User:Cdb273/Treap

The expected time for find, insert and delete operations on a treap is ${\displaystyle O(\log n)}$. In order to prove this, consider the following lemma:

For an element ${\displaystyle x\in S}$ of rank ${\displaystyle k}$, it holds that:

${\displaystyle {\text{E}}[{\text{depth}}(x)]=H_{k}+H_{n-k+1}-1}$

${\displaystyle H_{k}}$ and ${\displaystyle H_{n-k+1}}$ can be thought of as the expected number of right and left turns, respectively in order to find ${\displaystyle x}$ starting at the root of the treap. This lemma has the implication that the depth of each element is ${\displaystyle O(\log n)}$. The proof of this lemma is as follows:

Define:

${\displaystyle S^{-}=\{y\in S\mid y\leq x\}\Rightarrow |S^{-}|=k}$ (items less than or equal to x), and

${\displaystyle S^{+}=\{y\in S\mid y\geq x\}\Rightarrow |S^{+}|=n-k+1}$ (items greater than or equal to x)

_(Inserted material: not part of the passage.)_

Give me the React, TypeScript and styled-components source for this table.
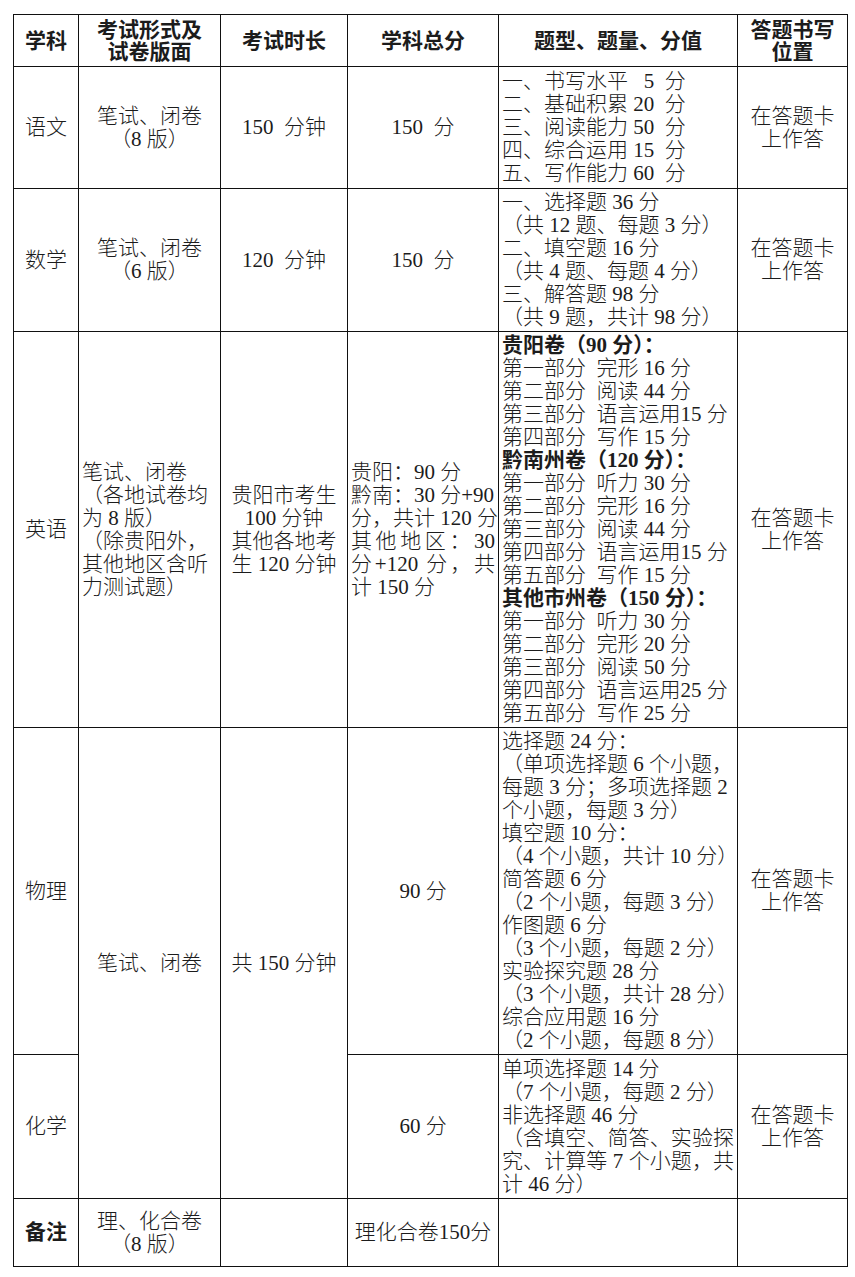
import styled, { createGlobalStyle } from 'styled-components';

const GlobalStyle = createGlobalStyle`
    html, body {
        margin: 0;
        padding: 0;
        background: #fff;
    }
    body {
        font-family: "Liberation Serif", "Noto Sans CJK SC", serif;
        color: #1c1c1c;
    }
`;

const Page = styled.div`
    box-sizing: border-box;
    width: 855px;
    height: 1277px;
    padding: 14px 0 0 13px;
`;

const Sheet = styled.table`
    border-collapse: collapse;
    table-layout: fixed;
    width: 834px;
    font-size: 21px;
    line-height: 23px;
`;

const Row = styled.tr<{ $h: number }>`
    height: ${(p) => p.$h}px;
`;

const HeadCell = styled.th`
    border: 1px solid #111;
    padding: 0 3px;
    font-weight: 700;
    line-height: 22px;
    text-align: center;
    vertical-align: middle;
`;

const Cell = styled.td<{ $align?: 'left' | 'center'; $bold?: boolean }>`
    border: 1px solid #111;
    padding: 0 3px;
    text-align: ${(p) => p.$align ?? 'center'};
    vertical-align: middle;
    font-weight: ${(p) => (p.$bold ? 700 : 300)};
`;

const Line = styled.span<{ $spread?: boolean; $bold?: boolean }>`
    display: block;
    white-space: nowrap;
    font-weight: ${(p) => (p.$bold ? 700 : 'inherit')};
    ${(p) =>
        p.$spread &&
        `
        text-align: justify;
        text-align-last: justify;
        text-justify: inter-character;
    `}
`;

type Item = string | { t: string; spread?: boolean; bold?: boolean };

const Lines = ({ items }: { items: Item[] }) => (
    <>
        {items.map((it, i) =>
            typeof it === 'string' ? (
                <Line key={i}>{it}</Line>
            ) : (
                <Line key={i} $spread={it.spread} $bold={it.bold}>
                    {it.t}
                </Line>
            ),
        )}
    </>
);

const E = '\u2002';
const answerPlace = ['在答题卡', '上作答'];

const yuwen = [
    `一、书写水平 ${E}5${E}分`,
    `二、基础积累 20${E}分`,
    `三、阅读能力 50${E}分`,
    `四、综合运用 15${E}分`,
    `五、写作能力 60${E}分`,
];

const shuxue = [
    '一、选择题 36 分',
    '（共 12 题、每题 3 分）',
    '二、填空题 16 分',
    '（共 4 题、每题 4 分）',
    '三、解答题 98 分',
    '（共 9 题，共计 98 分）',
];

const yingyu: Item[] = [
    { t: '贵阳卷（90 分）：', bold: true },
    `第一部分${E}完形 16 分`,
    `第二部分${E}阅读 44 分`,
    `第三部分${E}语言运用15 分`,
    `第四部分${E}写作 15 分`,
    { t: '黔南州卷（120 分）：', bold: true },
    `第一部分${E}听力 30 分`,
    `第二部分${E}完形 16 分`,
    `第三部分${E}阅读 44 分`,
    `第四部分${E}语言运用15 分`,
    `第五部分${E}写作 15 分`,
    { t: '其他市州卷（150 分）：', bold: true },
    `第一部分${E}听力 30 分`,
    `第二部分${E}完形 20 分`,
    `第三部分${E}阅读 50 分`,
    `第四部分${E}语言运用25 分`,
    `第五部分${E}写作 25 分`,
];

const wuli = [
    '选择题 24 分：',
    '（单项选择题 6 个小题，',
    '每题 3 分；多项选择题 2',
    '个小题，每题 3 分）',
    '填空题 10 分：',
    '（4 个小题，共计 10 分）',
    '简答题 6 分',
    '（2 个小题，每题 3 分）',
    '作图题 6 分',
    '（3 个小题，每题 2 分）',
    '实验探究题 28 分',
    '（3 个小题，共计 28 分）',
    '综合应用题 16 分',
    '（2 个小题，每题 8 分）',
];

const huaxue: Item[] = [
    '单项选择题 14 分',
    '（7 个小题，每题 2 分）',
    '非选择题 46 分',
    { t: '（含填空、简答、实验探', spread: true },
    { t: '究、计算等 7 个小题，共', spread: true },
    '计 46 分）',
];

export default function App() {
    return (
        <Page>
            <GlobalStyle />
            <Sheet>
                <colgroup>
                    <col style={{ width: 65 }} />
                    <col style={{ width: 142 }} />
                    <col style={{ width: 127 }} />
                    <col style={{ width: 151 }} />
                    <col style={{ width: 239 }} />
                    <col style={{ width: 110 }} />
                </colgroup>
                <tbody>
                    <Row $h={52}>
                        <HeadCell>学科</HeadCell>
                        <HeadCell>
                            <Lines items={['考试形式及', '试卷版面']} />
                        </HeadCell>
                        <HeadCell>考试时长</HeadCell>
                        <HeadCell>学科总分</HeadCell>
                        <HeadCell>题型、题量、分值</HeadCell>
                        <HeadCell>
                            <Lines items={['答题书写', '位置']} />
                        </HeadCell>
                    </Row>

                    <Row $h={122}>
                        <Cell>语文</Cell>
                        <Cell>
                            <Lines items={['笔试、闭卷', '（8 版）']} />
                        </Cell>
                        <Cell>150{E}分钟</Cell>
                        <Cell>150{E}分</Cell>
                        <Cell $align="left">
                            <Lines items={yuwen} />
                        </Cell>
                        <Cell>
                            <Lines items={answerPlace} />
                        </Cell>
                    </Row>

                    <Row $h={143}>
                        <Cell>数学</Cell>
                        <Cell>
                            <Lines items={['笔试、闭卷', '（6 版）']} />
                        </Cell>
                        <Cell>120{E}分钟</Cell>
                        <Cell>150{E}分</Cell>
                        <Cell $align="left">
                            <Lines items={shuxue} />
                        </Cell>
                        <Cell>
                            <Lines items={answerPlace} />
                        </Cell>
                    </Row>

                    <Row $h={396}>
                        <Cell>英语</Cell>
                        <Cell $align="left">
                            <Lines
                                items={[
                                    '笔试、闭卷',
                                    '（各地试卷均',
                                    '为 8 版）',
                                    '（除贵阳外，',
                                    '其他地区含听',
                                    '力测试题）',
                                ]}
                            />
                        </Cell>
                        <Cell>
                            <Lines
                                items={[
                                    '贵阳市考生',
                                    '100 分钟',
                                    '其他各地考',
                                    '生 120 分钟',
                                ]}
                            />
                        </Cell>
                        <Cell $align="left">
                            <Lines
                                items={[
                                    '贵阳：90 分',
                                    '黔南：30 分+90',
                                    '分，共计 120 分',
                                    { t: '其他地区：30', spread: true },
                                    { t: '分+120 分，共', spread: true },
                                    '计 150 分',
                                ]}
                            />
                        </Cell>
                        <Cell $align="left">
                            <Lines items={yingyu} />
                        </Cell>
                        <Cell>
                            <Lines items={answerPlace} />
                        </Cell>
                    </Row>

                    <Row $h={327}>
                        <Cell>物理</Cell>
                        <Cell rowSpan={2}>笔试、闭卷</Cell>
                        <Cell rowSpan={2}>共 150 分钟</Cell>
                        <Cell>90 分</Cell>
                        <Cell $align="left">
                            <Lines items={wuli} />
                        </Cell>
                        <Cell>
                            <Lines items={answerPlace} />
                        </Cell>
                    </Row>

                    <Row $h={144}>
                        <Cell>化学</Cell>
                        <Cell>60 分</Cell>
                        <Cell $align="left">
                            <Lines items={huaxue} />
                        </Cell>
                        <Cell>
                            <Lines items={answerPlace} />
                        </Cell>
                    </Row>

                    <Row $h={68}>
                        <Cell $bold>备注</Cell>
                        <Cell>
                            <Lines items={['理、化合卷', '（8 版）']} />
                        </Cell>
                        <Cell />
                        <Cell>理化合卷150分</Cell>
                        <Cell />
                        <Cell />
                    </Row>
                </tbody>
            </Sheet>
        </Page>
    );
}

If ${\displaystyle Q_{x}}$ is the set of values that are ancestors of ${\displaystyle x}$, then:

${\displaystyle Q_{x}^{-}=S^{-}\cap Q_{x}}$, and

${\displaystyle Q_{x}^{+}=S^{+}\cap Q_{x}}$

Thus,

${\displaystyle {\text{depth}}(x)=Q_{x}=Q_{x}^{+}+Q_{x}^{-}\Rightarrow {\text{E}}[{\text{depth}}(x)]={\text{E}}[Q_{x}^{+}]+{\text{E}}[Q_{x}^{-}]}$

Aragon and Seidel^[1] make use of Mulmuley Games in order to show that ${\displaystyle {\text{E}}[|Q_{x}^{-}|]=H_{k}}$ and ${\displaystyle {\text{E}}[|Q_{x}^{+}|]=H_{n}+k-1}$.

Consider searching for the key ${\displaystyle k}$, not already in the treap, whose rank in the set ${\displaystyle S\cup \{k\}}$ is ${\displaystyle i}$. Let ${\displaystyle k_{j}}$ be the key in the treap whose rank is ${\displaystyle j\in \{S\cup \{k\}\}}$, ${\displaystyle j\neq i}$. The probability that ${\displaystyle k_{j}}$ is on the search path for ${\displaystyle k}$ is ${\displaystyle {\tfrac {1}{|i-j|}}}$.

Expected length of the search path (for all ${\displaystyle j}$): ${\displaystyle \sum _{j=1,2,\ldots ,i-1}{\tfrac {1}{|i-j|}}+\sum _{j=i+1,\ldots ,n}{\tfrac {1}{|i-j|}}\leq H_{n-i+1}+H_{i-1}}$

It follows that the expected time to find elements in the treap is ${\displaystyle O(\log n)}$.

The cost of finding where to insert must be paid, and once found, it must be removed by the use of tree rotations. For insertion, the element is inserted as a leaf, and rotated upward to the correct position in the treap. For delection, it is rotated down to a leaf position, and removed. The number of rotations is equal to:

${\displaystyle |R_{x}|+|L_{x}|}$, where ${\displaystyle R_{x}}$ is the right spine of the left subtree of ${\displaystyle x}$, and ${\displaystyle L_{x}}$ is the left spine of the right subtree of ${\displaystyle x}$

Again, through the use of Mulmuley Games, Aragon and Seidel show that ${\displaystyle {\text{E}}[|R_{x}|]=1-{\tfrac {1}{k}}}$, ${\displaystyle {\text{E}}[|L_{x}|]=1-{\tfrac {1}{n-k+1}}}$.

Therefore, ${\displaystyle {\text{E}}[|R_{x}|+|L_{x}|]={\text{E}}[|R_{x}|]+{\text{E}}[|L_{x}|]\leq 2}$, and the total cost of an insertion or deletion is ${\displaystyle O(\log n)}$.

These operations, as described above, involve a single insertion or deletion, and are thus expected to run in ${\displaystyle O(\log n)}$ time.